The question for the public is at what point does the financial realities of living in zones bad economics has made essentially unlivable turn into real action? While you cannot insure against climate change, you can spend the money early and try to mitigate both it and its effects.
And, I guess this is the point. We cannot rely on the invisible hand in this battle. The market signal that you should have done something for millions of people will be their home or workplace on fire or washed away.
There is a solution that is supposedly unique to humans, we can study and predict our impact on our own environment. As thinking organisms, we must put that brain power to use and plan our way out of the problem.
And, to bring it fully circle, that's an economic problem more than anything else because it is our terrible economic "theories" that we hold onto that are holding us back.
Wage gains
A lot of talk over the previous few years over wage gains and inflation.
But, how about this for a splash of cold reality:
More than 12% of workers have not received a raise over the last 12 months, the most in more than two years, according to the Atlanta Fed’s Wage Growth Tracker.
The focus of the Fed paper that this comes out of was that there is, again, a corporate call of "skills mismatch". That is, workers with specific skills are needed, but are not available.

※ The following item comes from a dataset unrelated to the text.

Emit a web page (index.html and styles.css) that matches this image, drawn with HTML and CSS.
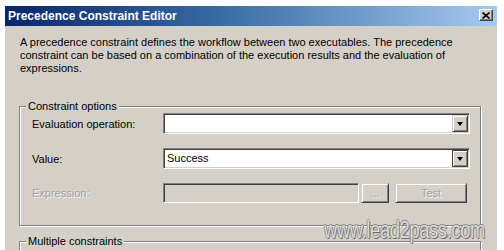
FILE: index.html
```html
<!DOCTYPE html>
<html>
<head>
<meta charset="utf-8">
<link rel="stylesheet" href="styles.css">
</head>
<body>
<div class="dialog">
  <div class="titlebar">
    <span class="title">Precedence Constraint Editor</span>
    <span class="close"><svg width="8" height="7" viewBox="0 0 8 7"><path d="M0.5 0.5 L7.5 6.5 M7.5 0.5 L0.5 6.5" stroke="#000" stroke-width="1.6"/></svg></span>
  </div>
  <div class="content">
    <p class="desc">A precedence constraint defines the workflow between two executables. The precedence constraint can be based on a combination of the execution results and the evaluation of expressions.</p>
    <fieldset class="group">
      <legend>Constraint options</legend>
      <div class="grid">
        <span class="lbl">Evaluation operation:</span>
        <div class="combo"><span class="val"></span><span class="dd"><i class="arrow"></i></span></div>
        <span class="lbl">Value:</span>
        <div class="combo"><span class="val">Success</span><span class="dd focus"><i class="arrow"></i></span></div>
        <span class="lbl disabled">Expression:</span>
        <div class="exprrow">
          <div class="textbox"></div>
          <span class="btn small disabled">...</span>
          <span class="btn test disabled">Test</span>
        </div>
      </div>
    </fieldset>
    <fieldset class="group second">
      <legend>Multiple constraints</legend>
    </fieldset>
  </div>
  <div class="watermark">www.lead2pass.com</div>
</div>
</body>
</html>
```
FILE: styles.css
```css
html, body {
  margin: 0;
  padding: 0;
  background: #ffffff;
}
body {
  font-family: "Liberation Sans", Arial, sans-serif;
  font-size: 11px;
  color: #000;
  overflow: hidden;
  height: 250px;
}
.dialog {
  position: relative;
  margin: 6px 0 0 5px;
  width: 492px;
  height: 260px;
  background: #d4d0c8;
}
.titlebar {
  height: 20px;
  display: flex;
  align-items: center;
  justify-content: space-between;
  padding: 0 4px 0 3px;
  background: linear-gradient(to right, #0a246a 0%, #3a6ea5 45%, #a6caf0 100%);
}
.title {
  color: #fff;
  font-weight: bold;
  font-size: 12px;
  letter-spacing: 0;
}
.close {
  width: 12px;
  height: 10px;
  display: flex;
  align-items: center;
  justify-content: center;
  background: #d4d0c8;
  border: 1px solid;
  border-color: #fff #404040 #404040 #fff;
  box-shadow: inset -1px -1px 0 #808080;
  margin-top: -2px;
}
.content {
  padding: 0 0 0 14px;
}
.desc {
  margin: 10px 0 0 1px;
  width: 465px;
  line-height: 13px;
}
.group {
  margin: 25px 0 0 0;
  box-sizing: content-box;
  padding: 0 10px 22px 12px;
  width: 438px;
  border: 1px solid #808080;
  box-shadow: inset 1px 1px 0 #fff, 1px 1px 0 #fff;
}
.group legend {
  padding: 0 2px;
  margin-left: -6px;
  line-height: 13px;
  background: #d4d0c8;
}
.group.second {
  margin-top: 9px;
  height: 40px;
}
.grid {
  display: grid;
  grid-template-columns: 131px 307px;
  row-gap: 14px;
  align-items: center;
}
.lbl.disabled, .btn.disabled {
  color: #a0a0a0;
  text-shadow: 1px 1px 0 #f4f4f4;
}
.combo {
  height: 21px;
  box-sizing: border-box;
  display: flex;
  align-items: stretch;
  background: #fff;
  border: 1px solid;
  border-color: #808080 #fff #fff #808080;
  box-shadow: inset 1px 1px 0 #404040, inset -1px -1px 0 #d4d0c8;
  padding: 1px;
}
.val {
  flex: 1;
  padding-left: 2px;
  line-height: 17px;
}
.dd {
  width: 16px;
  box-sizing: border-box;
  display: flex;
  align-items: center;
  justify-content: center;
  background: #d4d0c8;
  border: 1px solid;
  border-color: #d4d0c8 #404040 #404040 #d4d0c8;
  box-shadow: inset 1px 1px 0 #fff, inset -1px -1px 0 #808080;
}
.dd.focus {
  border-color: #404040;
}
.arrow {
  display: block;
  width: 0;
  height: 0;
  border-left: 3.5px solid transparent;
  border-right: 3.5px solid transparent;
  border-top: 4px solid #000;
  margin-top: 1px;
}
.exprrow {
  display: flex;
  align-items: stretch;
  height: 20px;
}
.textbox {
  width: 196px;
  box-sizing: border-box;
  background: #d4d0c8;
  border: 1px solid;
  border-color: #808080 #fff #fff #808080;
  box-shadow: inset 1px 1px 0 #404040, inset -1px -1px 0 #d4d0c8;
}
.btn {
  box-sizing: border-box;
  display: flex;
  align-items: center;
  justify-content: center;
  background: #d4d0c8;
  border: 1px solid;
  border-color: #d4d0c8 #404040 #404040 #d4d0c8;
  box-shadow: inset 1px 1px 0 #fff, inset -1px -1px 0 #808080;
}
.btn.small {
  width: 28px;
  margin-left: 2px;
}
.btn.test {
  width: 72px;
  margin-left: 6px;
}
.watermark {
  position: absolute;
  left: 319px;
  top: 211px;
  font-size: 23px;
  line-height: 26px;
  letter-spacing: -0.5px;
  transform: scaleX(0.8);
  transform-origin: left top;
  color: #dcdad6;
  text-shadow: 1px 1px 0 #6c6c6c, -1px 0 0 #8a8a8a, 0 -1px 0 #8a8a8a;
}
```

It seems impossible for most North American firms to understand that companies might have the obligation to train people to do jobs—mostly because it undermines profits. Instead, they call on states to try to drive people into debt getting those "needed" skills, only to over produce folks with those skill and under produce people with other skills. The state can manage investments and build an educated public. Filling jobs needs of employers, who consistently overstate their problem, is a bad business for the government to be in.